MATERIAL SHOWN -
>>>

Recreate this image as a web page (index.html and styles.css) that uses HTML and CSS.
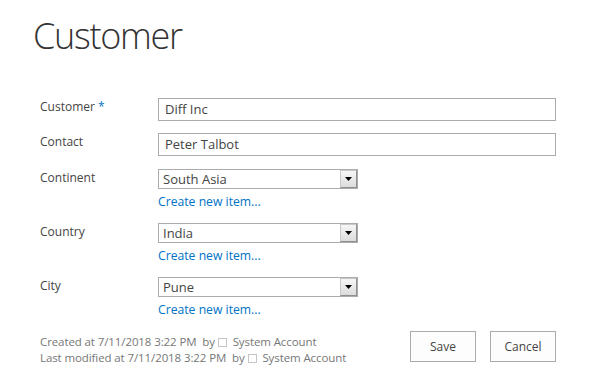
FILE: index.html
```html
<!DOCTYPE html>
<html>
<head>
<meta charset="utf-8">
<link rel="stylesheet" href="styles.css">
</head>
<body>
<div class="page">
  <h1 class="title">Customer</h1>
  <div class="form">
    <div class="row row-text">
      <div class="label">Customer <span class="req">*</span></div>
      <div class="field"><div class="input">Diff Inc</div></div>
    </div>
    <div class="row row-text">
      <div class="label">Contact</div>
      <div class="field"><div class="input">Peter Talbot</div></div>
    </div>
    <div class="row row-lookup">
      <div class="label">Continent</div>
      <div class="field">
        <div class="select"><span class="value">South Asia</span><span class="arrow"><svg width="7" height="4" viewBox="0 0 7 4"><path d="M0 0H7L3.5 4Z" fill="#000"/></svg></span></div>
        <a class="link" href="#">Create new item...</a>
      </div>
    </div>
    <div class="row row-lookup">
      <div class="label">Country</div>
      <div class="field">
        <div class="select"><span class="value">India</span><span class="arrow"><svg width="7" height="4" viewBox="0 0 7 4"><path d="M0 0H7L3.5 4Z" fill="#000"/></svg></span></div>
        <a class="link" href="#">Create new item...</a>
      </div>
    </div>
    <div class="row row-lookup">
      <div class="label">City</div>
      <div class="field">
        <div class="select"><span class="value">Pune</span><span class="arrow"><svg width="7" height="4" viewBox="0 0 7 4"><path d="M0 0H7L3.5 4Z" fill="#000"/></svg></span></div>
        <a class="link" href="#">Create new item...</a>
      </div>
    </div>
    <div class="footer">
      <div class="meta">
        <div>Created at 7/11/2018 3:22 PM&nbsp; by<span class="box"></span>&nbsp; System Account</div>
        <div>Last modified at 7/11/2018 3:22 PM&nbsp; by<span class="box"></span>&nbsp; System Account</div>
      </div>
      <div class="buttons">
        <button class="btn">Save</button>
        <button class="btn">Cancel</button>
      </div>
    </div>
  </div>
</div>
</body>
</html>
```
FILE: styles.css
```css
* { box-sizing: border-box; }
body {
  margin: 0;
  background: #fff;
  font-family: "Open Sans", "Segoe UI", sans-serif;
  font-size: 12px;
  color: #444;
}
.page {
  padding: 0 0 0 40px;
  width: 556px;
}
.title {
  margin: 11px 0 0 -7px;
  font-weight: 300;
  font-size: 36px;
  line-height: 50px;
  color: #333;
  letter-spacing: -1.3px;
}
.form {
  margin-top: 37px;
}
.row {
  display: flex;
}
.label {
  width: 118px;
  flex: none;
  line-height: 16px;
  padding-top: 1px;
}
.req { color: #0072c6; }
.field { flex: 1; display: flex; flex-direction: column; }
.row-text { height: 23px; margin-bottom: 12px; }
.row-text + .row-text { margin-bottom: 13px; }
.input {
  height: 23px;
  border: 1px solid #ababab;
  padding: 0 6px;
  line-height: 21px;
  font-size: 13px;
}
.row-lookup { margin-bottom: 13px; }
.select {
  width: 200px;
  height: 20px;
  border: 1px solid #ababab;
  display: flex;
  align-items: stretch;
  justify-content: space-between;
  padding-left: 4px;
  font-size: 13px;
  line-height: 18px;
}
.arrow {
  width: 17px;
  border: 1px solid #8f8f8f;
  border-top-color: #c8c8c8;
  border-left-color: #c8c8c8;
  background: linear-gradient(#f6f6f6, #dcdcdc);
  display: flex;
  align-items: center;
  justify-content: center;
}
.arrow svg { display: block; }
.link {
  margin-top: 4px;
  line-height: 17px;
  color: #0072c6;
  text-decoration: none;
  font-size: 12.2px;
}
.footer {
  display: flex;
  justify-content: space-between;
  align-items: flex-start;
  margin-top: 8px;
}
.meta {
  color: #777;
  font-size: 11.5px;
  letter-spacing: -0.1px;
  line-height: 16px;
  padding-top: 3px;
}
.box {
  display: inline-block;
  width: 9px;
  height: 9px;
  border: 1px solid #c6c6c6;
  margin-left: 3px;
  vertical-align: -1px;
}
.buttons {
  display: flex;
  gap: 14px;
}
.btn {
  width: 66px;
  height: 31px;
  border: 1px solid #ababab;
  background: #fdfdfd;
  font-family: inherit;
  font-size: 12px;
  color: #444;
  padding: 0;
}
```
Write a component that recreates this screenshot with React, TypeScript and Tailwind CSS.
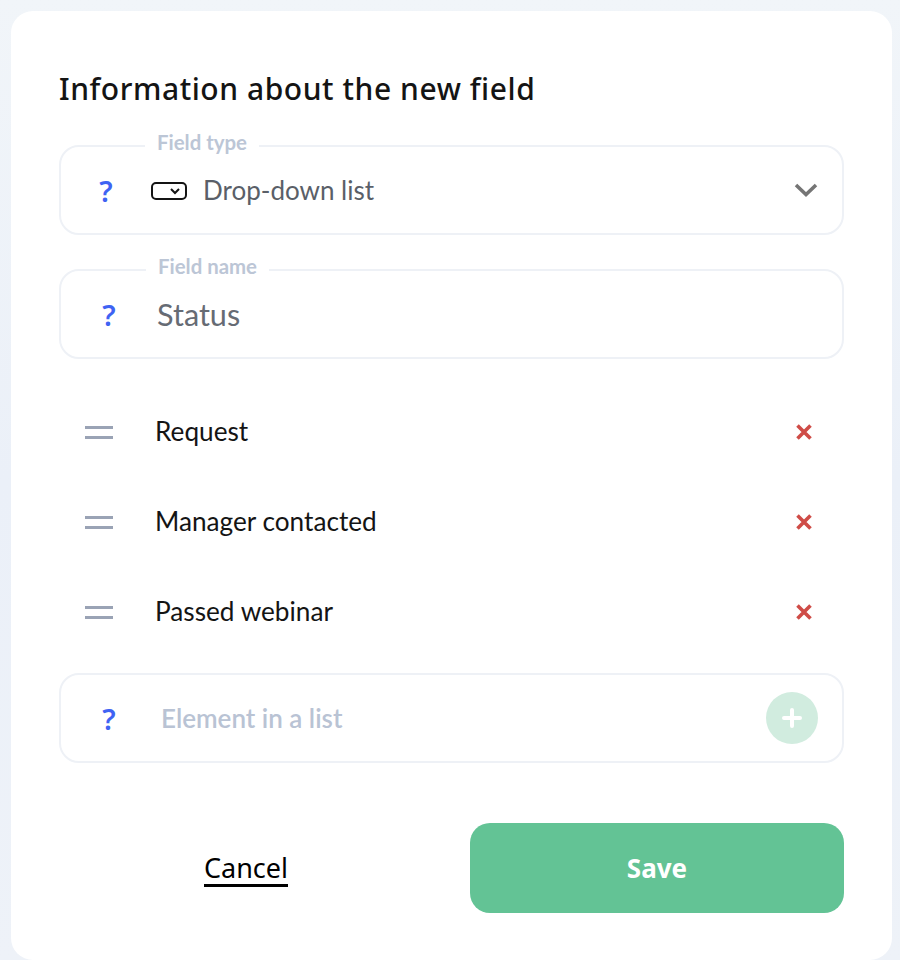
import React from "react";

const Q = () => (
  <span className="block w-[14px] text-center font-['Noto_Sans',sans-serif] text-[29px] leading-none font-semibold text-[#3f63f3]">?</span>
);

function Row({ label }: { label: string }) {
  return (
    <div className="flex h-[90px] items-center pl-[26px] pr-[31px]">
      <div className="flex w-[28px] flex-col gap-[7px]">
        <div className="h-[3px] bg-[#9aa3b5]" />
        <div className="h-[3px] bg-[#9aa3b5]" />
      </div>
      <span className="ml-[42px] flex-1 text-[26.2px] text-[#141414]">{label}</span>
      <svg width="18" height="18" viewBox="0 0 18 18" fill="none" stroke="#cf4c47" strokeWidth="3.6">
        <path d="M2.5 2.5 15.5 15.5M15.5 2.5 2.5 15.5" />
      </svg>
    </div>
  );
}

function Field({ label, labelLeft, children }: { label: string; labelLeft: string; children: React.ReactNode }) {
  return (
    <div className="relative flex h-[90px] items-center rounded-[20px] border-2 border-[#eef1f6]">
      <span className={`absolute top-[-18px] bg-white px-3 text-[20.4px] leading-[26px] font-bold text-[#bcc6d6] ${labelLeft}`}>{label}</span>
      {children}
    </div>
  );
}

export default function App() {
  return (
    <div className="h-[960px] overflow-hidden bg-linear-to-b from-[#f1f5f9] via-[#ebf0f8] to-[#eef2f8] pt-[11px] pl-[11px] font-['Lato',sans-serif]">
      <div className="h-[949px] w-[881px] rounded-[22px] bg-white px-[48px] pt-[57px]">
        <h1 className="h-[42px] font-['Noto_Sans',sans-serif] text-[30px] leading-[42px] font-medium tracking-[0.56px] text-[#141414]">
          Information about the new field
        </h1>
        <div className="mt-[35px]">
          <Field label="Field type" labelLeft="left-[84px]">
            <div className="ml-[38px]"><Q /></div>
            <svg className="ml-[38px] mt-[2px]" width="36" height="18" viewBox="0 0 36 18" fill="none" stroke="#141414">
              <rect x="1" y="1" width="34" height="16" rx="4" strokeWidth="2" />
              <path d="M20 7 24 11 28 7" strokeWidth="2" />
            </svg>
            <span className="ml-[16px] mt-[1px] flex-1 text-[26px] text-[#5a5f68]">Drop-down list</span>
            <svg className="mr-[24px]" width="24" height="16" viewBox="0 0 24 16" fill="none" stroke="#757575" strokeWidth="3.6">
              <path d="M2 3 12 12.5 22 3" />
            </svg>
          </Field>
        </div>
        <div className="mt-[34px]">
          <Field label="Field name" labelLeft="left-[85px]">
            <div className="ml-[41px]"><Q /></div>
            <span className="ml-[41px] mt-[2px] text-[30.6px] text-[#666b74]">Status</span>
          </Field>
        </div>
        <div className="mt-[28px]">
          <Row label="Request" />
          <Row label="Manager contacted" />
          <Row label="Passed webinar" />
        </div>
        <div className="mt-[16px] flex h-[90px] items-center rounded-[20px] border-2 border-[#eef1f6]">
          <div className="ml-[41px]"><Q /></div>
          <span className="ml-[45px] flex-1 text-[26px] font-semibold text-[#b9c3d4]">Element in a list</span>
          <div className="mr-[24px] flex h-[52px] w-[52px] items-center justify-center rounded-full bg-[#d1ecdf]">
            <svg width="20" height="20" viewBox="0 0 20 20" fill="none" stroke="#ffffff" strokeWidth="4" strokeLinecap="round">
              <path d="M10 2V18M2 10H18" />
            </svg>
          </div>
        </div>
        <div className="mt-[60px] flex items-center justify-between">
          <div className="flex w-[374px] justify-center">
            <span className="mt-[3px] border-b-[3px] border-black font-['Noto_Sans',sans-serif] text-[27px] leading-[32px] text-black">Cancel</span>
          </div>
          <button className="h-[90px] w-[374px] rounded-[20px] bg-[#63c395] font-['Noto_Sans',sans-serif] text-[26px] font-bold text-white">Save</button>
        </div>
      </div>
    </div>
  );
}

<<<

WHAT TO PRODUCE -
Working from the entries above, return all lines that contain "React".

RESPONSE TO THE EXERCISE -
Write a component that recreates this screenshot with React, TypeScript and Tailwind CSS.
import React from "react";
function Field({ label, labelLeft, children }: { label: string; labelLeft: string; children: React.ReactNode }) {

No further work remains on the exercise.